We have to update to TFK soon and part of that involves updating Postgresq versions. I’m anticipating problems because this is an imported database and there may be duplicate rows. Does anyone (@TreatyStones or other people who I forget who talked about this stuff before) have any background in this area?
I’m confident I can do most of this but be handy to have someone who could help in case of downtime.
And I’d rather avoid but the longer I avoid it, the longer we risk falling behind support cycles etc which is just too painful.
Thanks, will just be if I’m stuck. I think getting to the new version will be ok but then search and things might not work if the database has integrity issues, which I expect because it’s an import with various migrations and imports over the years which have probably been imperfect.
Ok. When you say imported do you mean migrated? Like from a different database to postgres?
It should be fine if the version you are upgrading to is backwards compatible with the version you are on. Any integrity issues should be manifested already. Unless the new version changes structures of queries.
What may happen is you may not be able to take advantage of the new features of the new version.
Hard to know, without specifics. I’d PM them. Even putting out there that this place is backed by postgres wouldnt be the best idea mate
Ah it’s obvious what it runs on for anyone with any interest.
Yeah it has been all over the place. I’d say we’re on the 7th platform for TFK (but we’re stable here). Mostly MYSQL in the past. But migrations from one MYSQL to another MYSQL to fit different applications. And then the big lift and shift to Postgres.

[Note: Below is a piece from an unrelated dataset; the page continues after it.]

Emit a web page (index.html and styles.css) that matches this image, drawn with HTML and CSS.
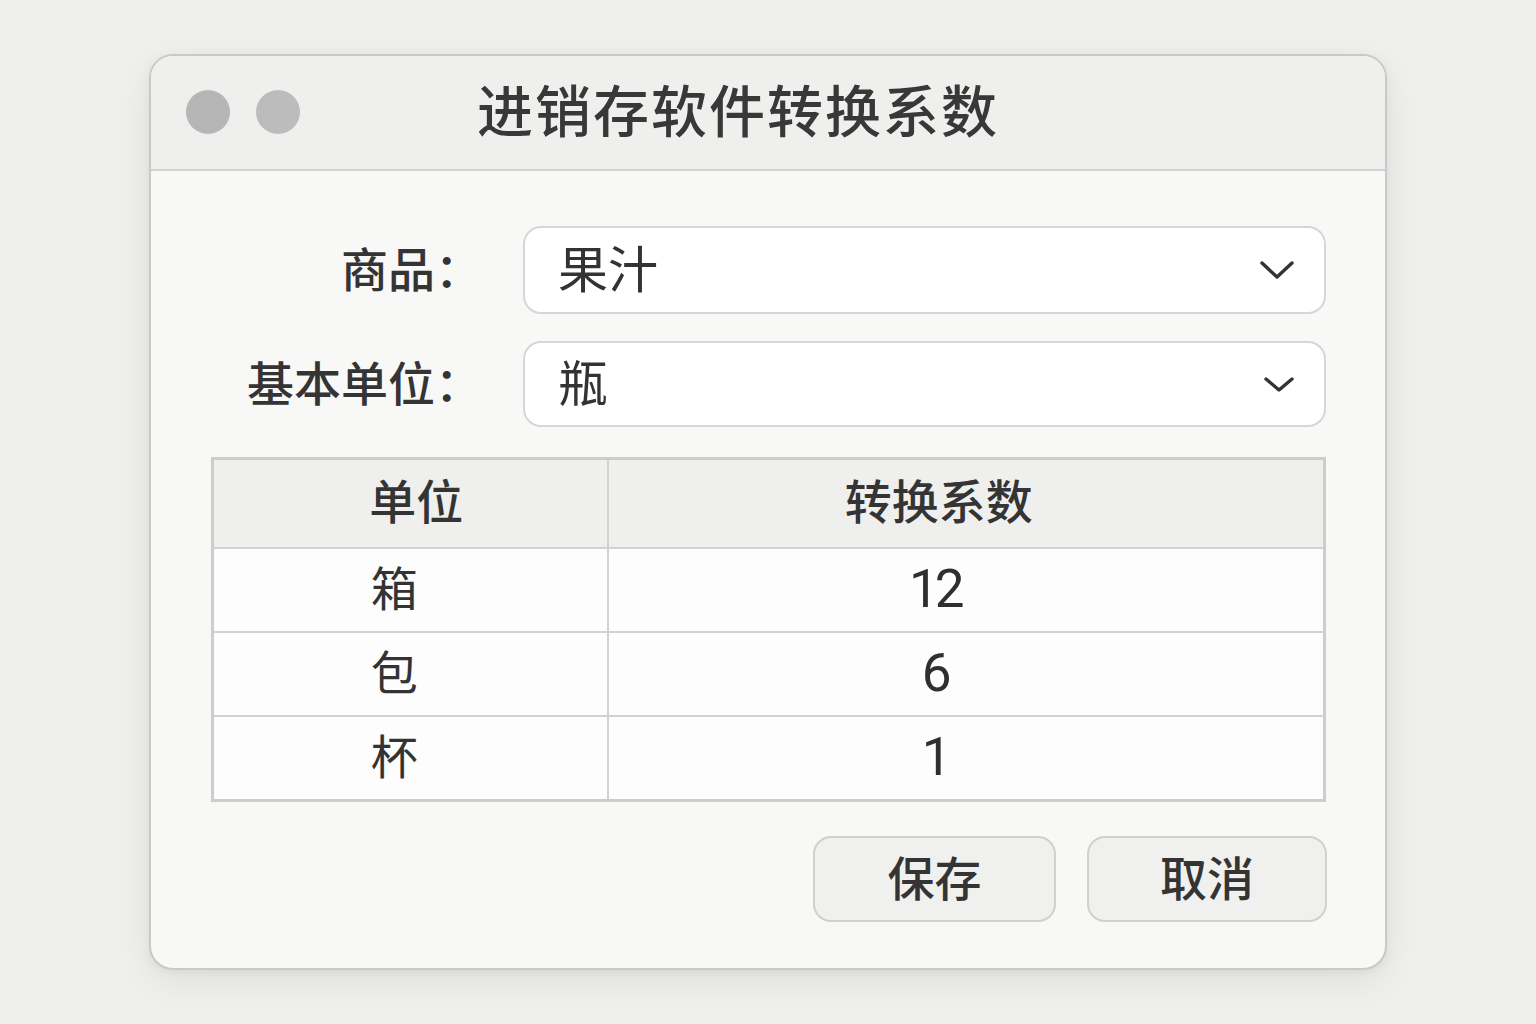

I’d have thought it would be fine but most sites with a volume of posts have encountered issues. And we have a large volume and a complex history so I’ll be doing well to avoid integrity issues.
But hopefully will be able to get it across and then worry about reindexing after if there are any integrity issues. That’s fine. My main concern is there are bigger integrity issues that cause a failure and I’m trying to write queries to drop duplicate rows and I make a mess of them.
Here’s what I would do (given no time and resource constraints)
I’d take a snapshot of the current DB, lift and shift to a test server, leave this one running.
Upgrade on the test server. Point TFK at the upgraded version, find the bugs, if showstoppers revert back to old version and fix the bugs on new version you could then point tfk at the new version
Worst case you’d have two db servers active for a day or two.
Minimal downtime and a fallback
That’s broadly the approach. Will certainly take the backup. But will try a quick and easy upgrade on live to see if works and if not then revert.
But you’re talking hours for these transfers. Best part of a day. TFK is not a small DB. So we get time gaps if we need to revert to the backup. That’s alright though as a fail-safe. But trying to load the DB risks timeouts and CPU overloads. It’s a monster of a task.
Anyway, that’s what’s required. Just hoping the quick upgrade without resorting to backup works.
Christ it makes my skin crawl to hear anything being tried on live
Would you not even do a test with a subset of the database first, old posts and new, big chance you’ll pull an integrity issue? Spin up the app on a test server and chance the upgrade? Do a quick sanity check of features
You get the confidence of having done it before you pull the trigger
There is a fallback which is I create the app on a new server which has an already upgraded DB and I restore the DB contents to that. That will work.
But the last big server move I did, about 9 months ago, took over 24 hours to run. And I didn’t know it would work. It’s a horrific process. And I’d rather take my chances on the live version.
(I’m happy I can keep live working by reverting if I need to ).
Drop me a PM if you need any help. I’ve no experience with that technology but @EstebanSexface approach is the safest one from a quality perspective.
If duplicate rows exist they are a bitch to get rid of/ignore but queries can be updated with a specific date range maybe? Could slow performance though.